Here’s where that corporate greed, blatant ignorance and fundamental disrespect comes in again. Publishers don’t care about you, the artform, the developers or the lives they impact. They just want those little numbers to rise. They will pressure, prod and pull as much as they can until we ultimately end up in a coup. We’re already seeing a resistance against these practices and the outrage is starting to boil. There is just so much that a passionate gamer can take before they crack because they realise that they are treated like a child being sold candy out of a van.
And here’s the thing that might constitute as a twist, I fully understand why these companies do this.
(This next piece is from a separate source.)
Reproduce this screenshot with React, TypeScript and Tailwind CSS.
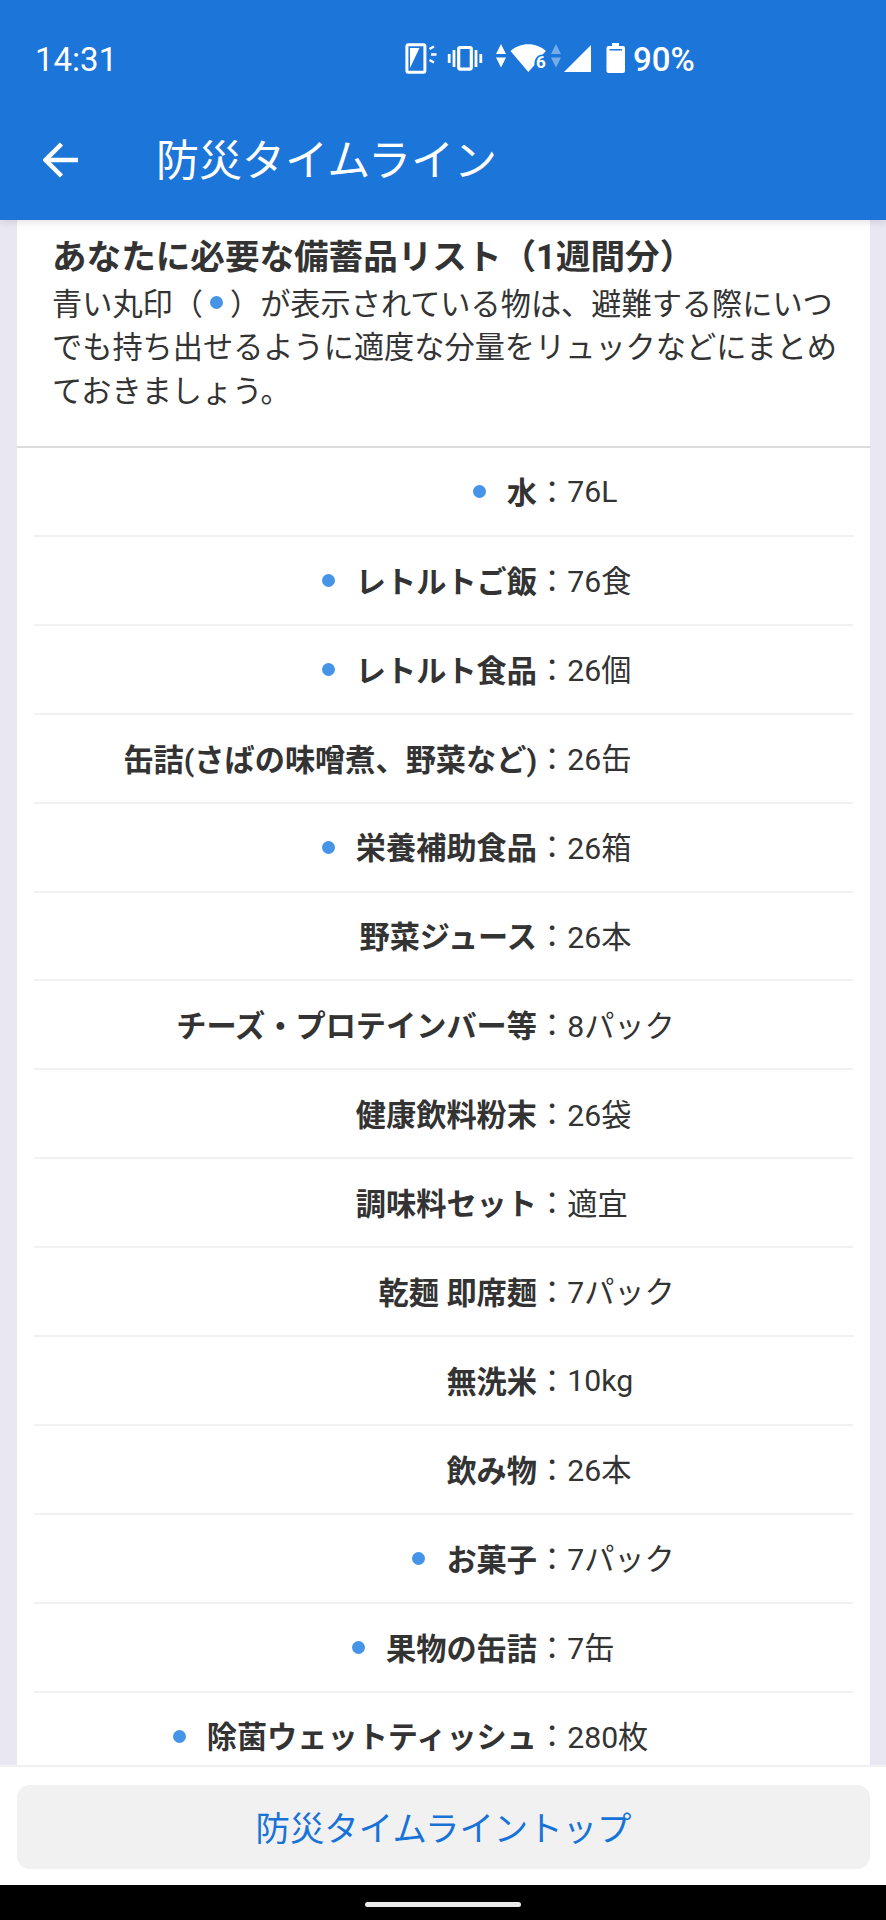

I’m not ignorant of how capitalism works, you want people to give as much money as they can for your product. The gaming industry is also not the sole place where this happens, by a longshot. The movie industry throws out trash action movies to turn a profit, the book industry actually had something called penny dreadfuls, the clothing industry charges hundreds of dollars for a piece of ripped cloth made in a sweatshop, the phone industry charges customers ludicrous amounts of money for cables and the fact that there is a picture of an apple on the back of a phone. Business is business, and business is tainted by the drop of a pin.
Games are becoming more personal, there are great strides being made in uncomfortable themes being implemented and games are challenging the status quo. Gaming is on a positive trajectory of being considered true art and having an actual voice in the annals of history. But the business of it can be its ultimate downfall. We’re in this frustrating struggle of wanting to be taken seriously while being treated like cattle. It would be expected of me to say something along the lines like “vote with your wallet” or “stand up for what you believe in”, but if we did that, we wouldn’t be sitting where we are right now would we? Still, the onus falls on you, the gamer, if you want all of this to change.
I leave you with a quote by the late Satoru Iwata:
On my business card, I am a corporate president. In my mind, I am a game developer. But in my heart, I am a gamer.
The industry would be wise to heed those words.